February 25 1910
Jackson - On Monday evening, Feb. 14, the M.E. ladies aid gave a valentine social which consisted of instructive and ingenious amusements, a fish pond and refreshments. All spent a very enjoyable evening and a neat little sum was realized.
Forest City - The Clifford breaker, which has stood as a towering sentinel at the North End of Main street, having outlived its usefulness, is being torn down. The breaker has been idle for about a year. The contractor has been using dynamite to dislodge some of the heavy timbers.
Brooklyn - Considerable excitement has been caused by the refusal of the health officials of New York City to receive milk shipped from our creamery. They have been inspecting the sanitary conditions around town and some rather pointed statements have been given out. It is hoped that our school board and individuals may take immediate steps toward better sewerage. ALSO The large barn attached to the Tewksbury Hotel was demolished by the heavy weight of snow on Monday morning; fortunately there was no stock in the barn at the time of the collapse, as Mr. Tewksbury left for his farm a short time before, taking his horse with him. The horses of the guests will be cared for in the large barn of H.H. Craver's. Mr. Tewksbury will rebuild as soon as possible.
Lynn - A.B. Sherman has purchased the farm of his father where he has lived since boyhood and is one of the best farmers in this locality.
Springville - There will be no commencement exercises at the Springville high school this year, as they are adding one year to the course, elevating the standard of the school accordingly. Prof. J. Lee Tiffany, the principal, has the work of elevating the high plane of the high school much at heart, and it will rank favorably with the high schools of the county.
Lanesboro - James Buckley, an aged man residing on a farm above here, died Monday morning, Feb. 21, as the result of being kicked in the face by one of his horses, Saturday. He was leading a horse with a halter when the animal suddenly turned and kicked its hoofs, striking Mr. Buckley on the jaw and fracturing it. Dr. Miller, of Susquehanna, was called to attend the injured man.
Sankey - The pluck shown by our teacher, Miss Hazel Smith, in coming through the snow drifts Monday, will explain in part the success of our school.
South Auburn - Mrs. T.C. Brewer is spending a short time with her son, Tracy, of Black Walnut, who was injured by the overturning of a load of witch-hazel brush that he was taking to Meshoppen.
Silver Lake - W. Donovan had the misfortune to freeze his ears coming home from Hallstead, Sunday last. ALSO Frank McGraw and Willie Mahoney cut ten cords of wood for M.J. Hannagan, last week.
Little Meadows - Miss Theresa H. Shaughnessy is very busy arranging her line of spring millinery. Oh! you Easter bonnet.
Elk Lake - Plenty of snow and it is on the move and the boys have hard times to make their Sunday calls. The ice is 36 inches thick at the Lake.
Howard Hill - The wood bee for the Brookdale Orphanage Thursday was well attended; they got the wood on Mrs. O.B. Howard's farm.

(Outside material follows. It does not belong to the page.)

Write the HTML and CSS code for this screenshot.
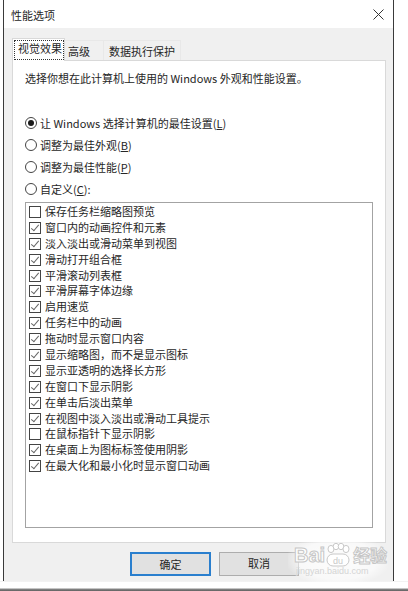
FILE: index.html
```html
<!DOCTYPE html>
<html lang="zh-CN">
<head>
<meta charset="utf-8">
<title>性能选项</title>
<link rel="stylesheet" href="styles.css">
</head>
<body>
<div class="window">
  <div class="titlebar">
    <span class="title">性能选项</span>
    <svg class="close" width="11" height="11" viewBox="0 0 11 11"><path d="M0.5 0.5 L10.5 10.5 M10.5 0.5 L0.5 10.5" stroke="#333" stroke-width="1" fill="none"/></svg>
  </div>
  <div class="client">
    <div class="tabs">
      <div class="tab sel"><span class="focus">视觉效果</span></div>
      <div class="tab t2">高级</div>
      <div class="tab t3">数据执行保护</div>
    </div>
    <div class="panel">
      <p class="desc">选择你想在此计算机上使用的 Windows 外观和性能设置。</p>
      <div class="radios">
        <div class="radio on"><span class="dot"></span><span>让 Windows 选择计算机的最佳设置(<u>L</u>)</span></div>
        <div class="radio"><span class="dot"></span><span>调整为最佳外观(<u>B</u>)</span></div>
        <div class="radio"><span class="dot"></span><span>调整为最佳性能(<u>P</u>)</span></div>
        <div class="radio"><span class="dot"></span><span>自定义(<u>C</u>):</span></div>
      </div>
      <div class="listbox">
        <div class="row"><span class="cb"></span>保存任务栏缩略图预览</div>
        <div class="row"><span class="cb on"></span>窗口内的动画控件和元素</div>
        <div class="row"><span class="cb on"></span>淡入淡出或滑动菜单到视图</div>
        <div class="row"><span class="cb on"></span>滑动打开组合框</div>
        <div class="row"><span class="cb on"></span>平滑滚动列表框</div>
        <div class="row"><span class="cb on"></span>平滑屏幕字体边缘</div>
        <div class="row"><span class="cb on"></span>启用速览</div>
        <div class="row"><span class="cb on"></span>任务栏中的动画</div>
        <div class="row"><span class="cb on"></span>拖动时显示窗口内容</div>
        <div class="row"><span class="cb on"></span>显示缩略图，而不是显示图标</div>
        <div class="row"><span class="cb on"></span>显示亚透明的选择长方形</div>
        <div class="row"><span class="cb on"></span>在窗口下显示阴影</div>
        <div class="row"><span class="cb on"></span>在单击后淡出菜单</div>
        <div class="row"><span class="cb on"></span>在视图中淡入淡出或滑动工具提示</div>
        <div class="row"><span class="cb"></span>在鼠标指针下显示阴影</div>
        <div class="row"><span class="cb on"></span>在桌面上为图标标签使用阴影</div>
        <div class="row"><span class="cb on"></span>在最大化和最小化时显示窗口动画</div>
      </div>
    </div>
    <div class="buttons">
      <div class="btn default">确定</div>
      <div class="btn">取消</div>
    </div>
    <div class="watermark">
      <div class="wm-logo"><span class="wm-bai">Bai</span><svg class="wm-paw" width="26" height="24" viewBox="0 0 26 24"><g fill="#fff" stroke="#c9c9c9" stroke-width="1"><ellipse cx="6" cy="6" rx="3" ry="3.6"/><ellipse cx="11" cy="3.5" rx="2.8" ry="3.2"/><ellipse cx="16" cy="3.5" rx="2.8" ry="3.2"/><ellipse cx="21" cy="6" rx="3" ry="3.6"/><rect x="2" y="11" width="22" height="12" rx="6"/></g><text x="13" y="20.5" font-size="9" text-anchor="middle" fill="#c9c9c9" font-family="Liberation Sans, sans-serif">du</text></svg><span class="wm-jy">经验</span></div>
      <div class="wm-url">jingyan.baidu.com</div>
    </div>
  </div>
</div>
<div class="taskbar-edge"></div>
</body>
</html>
```
FILE: styles.css
```css
html, body {
  margin: 0;
  padding: 0;
  background: #ffffff;
}
body {
  width: 408px;
  height: 591px;
  overflow: hidden;
  font-family: "Noto Sans CJK SC", "Noto Sans", sans-serif;
  font-size: 11px;
  color: #262626;
}
.window {
  margin-left: 3px;
  width: 391px;
  height: 581px;
  box-sizing: border-box;
  border-left: 1px solid #3a3a3a;
  border-right: 1px solid #3a3a3a;
  display: flex;
  flex-direction: column;
}
.titlebar {
  height: 28px;
  background: #ffffff;
  display: flex;
  align-items: center;
  justify-content: space-between;
  padding: 0 9px 0 7px;
  flex: none;
}
.title {
  line-height: 14px;
  margin-top: 1px;
}
.close {
  display: block;
  margin-top: 1px;
}
.client {
  flex: 1;
  background: #f0f0f0;
  padding: 10px 7px 0 8px;
  position: relative;
}
.tabs {
  display: flex;
  align-items: flex-end;
  height: 22px;
}
.tab {
  box-sizing: border-box;
  height: 20px;
  line-height: 14px;
  padding-top: 3px;
  background: #f0f0f0;
  border: 1px solid #e8e8e8;
  border-bottom: none;
  white-space: nowrap;
}
.tab.sel {
  position: relative;
  z-index: 1;
  width: 53px;
  height: 23px;
  margin-bottom: -1px;
  padding: 1px 0 0 1px;
  background: #ffffff;
  border-color: #d9d9d9;
}
.focus {
  display: block;
  box-sizing: border-box;
  width: 50px;
  height: 20px;
  border: 1px dotted #333;
  padding: 0 0 0 3px;
  line-height: 14px;
}
.t2 {
  width: 39px;
  padding-left: 3px;
  border-left: none;
}
.t3 {
  width: 77px;
  padding-left: 5px;
  border-left: none;
}
.panel {
  box-sizing: border-box;
  height: 483px;
  background: #ffffff;
  border: 1px solid #d9d9d9;
  padding: 9px 12px 0 12px;
}
.desc {
  margin: 0;
  line-height: 16px;
}
.radios {
  margin-top: 26px;
}
.radio {
  height: 22px;
  display: flex;
  align-items: center;
  gap: 3px;
  line-height: 14px;
}
.radio .dot {
  width: 12px;
  height: 12px;
  box-sizing: border-box;
  border: 1px solid #444;
  border-radius: 50%;
  display: flex;
  align-items: center;
  justify-content: center;
  flex: none;
}
.radio.on .dot::after {
  content: "";
  width: 6px;
  height: 6px;
  border-radius: 50%;
  background: #1a1a1a;
}
u {
  text-decoration: underline;
  text-underline-offset: 1px;
}
.listbox {
  margin-top: 2px;
  height: 326px;
  box-sizing: border-box;
  border: 1px solid #a3a3a3;
  padding: 1px 0 0 3px;
}
.row {
  height: 15.9px;
  line-height: 15.9px;
  display: flex;
  align-items: center;
  gap: 4px;
  white-space: nowrap;
}
.cb {
  width: 12px;
  height: 12px;
  box-sizing: border-box;
  border: 1px solid #444;
  flex: none;
  position: relative;
}
.cb.on::after {
  content: "";
  position: absolute;
  left: 3px;
  top: 0px;
  width: 3px;
  height: 7px;
  border-right: 1px solid #666;
  border-bottom: 1px solid #666;
  transform: rotate(40deg);
}
.buttons {
  display: flex;
  gap: 8px;
  margin: 9px 0 0 118px;
}
.btn {
  box-sizing: border-box;
  width: 80px;
  height: 24px;
  background: #e1e1e1;
  border: 1px solid #adadad;
  text-align: center;
  line-height: 21px;
}
.btn.default {
  width: 81px;
  border: 2px solid #2a7fce;
  line-height: 20px;
}
.watermark {
  position: absolute;
  left: 284px;
  top: 507px;
  width: 100px;
  height: 50px;
  background: radial-gradient(ellipse at center, rgba(255,255,255,0.85) 0%, rgba(255,255,255,0.6) 55%, rgba(255,255,255,0) 75%);
}
.wm-logo {
  display: flex;
  align-items: flex-end;
  margin-top: 8px;
  margin-left: 6px;
}
.wm-bai, .wm-jy {
  font-family: "Liberation Sans", "Noto Sans CJK SC", sans-serif;
  font-size: 20px;
  line-height: 20px;
  font-weight: bold;
  color: #ffffff;
  -webkit-text-stroke: 1px #c6c6c6;
}
.wm-jy {
  font-size: 17px;
  margin-left: 2px;
  font-family: "Noto Sans CJK SC", sans-serif;
}
.wm-paw {
  display: block;
  margin-bottom: -2px;
}
.wm-url {
  font-family: "Liberation Sans", sans-serif;
  font-size: 9px;
  color: #d4d4d4;
  margin-left: 8px;
  margin-top: 1px;
}
.taskbar-edge {
  height: 10px;
  background: linear-gradient(#e6e6e6 0, #ffffff 1px, #ffffff 7px, #8a8a8a 8px, #5f5f5f 10px);
}
```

Forest Lake - Pat Carney and lady friend took advantage of the sleighing last Sunday. He reports a good sleighing and but one serious upset with his new cutter. Watch the horse and not the lady, Pat.
New Milford - Amos Kent is getting up an autograph book of the names and date of birth of friends, having already secured names and date of birth of six hundred. Mr. Kent is 84 years of age and a fine writer for one of his age.
Susquehanna - A big ice gorge three miles above here threatens to take out the bridge connecting this place and Oakland, if the river suddenly rises. Ice is piled up to the height of 30 feet in the gorge. The county commissioners and Erie officials have been consulted, but no action has been taken. It is feared to dynamite the gorge, as it might cause the huge mass of ice to go out at once, which would prove disastrous.
Hallstead - A young man named Lewis was arrested here last week for selling oleomargarine without a proper license. Special agent of the dairy and food department investigated the case and made the arrest. He represented the firm of Mitchell & Lewis of Binghamton. The case will be heard before Justice Crook at Hallstead.
Montrose - The afternoon passenger train on the Montrose branch of the Lehigh Valley, due here at 4 o'clock, failed to get through Wednesday afternoon, getting stalled in huge snowdrifts a short distance this side of South Montrose. Liveryman Cox was phoned for and he went down and brought the passengers and mail up in a sleigh. The train managed to back down to South Montrose, allowing the snow plow to pass, and arrived at the station about 6 o'clock Thursday morning. Much snow was encountered and the snowplow had difficulty in getting through.
Hopbottom - We have had sleighing every day since Christmas. It is thought by some that the great snowstorms are intended to make up for the rain we so much needed last fall.
South Montrose - The mill has been temporarily shut down for a few days on account of there being no lumber on hand. A car of lumber arrived the first of the week and on Wednesday work was again resumed. From 12,000 to 14,000 trunk slats are manufactured daily and still the company cannot fill all the orders on hand.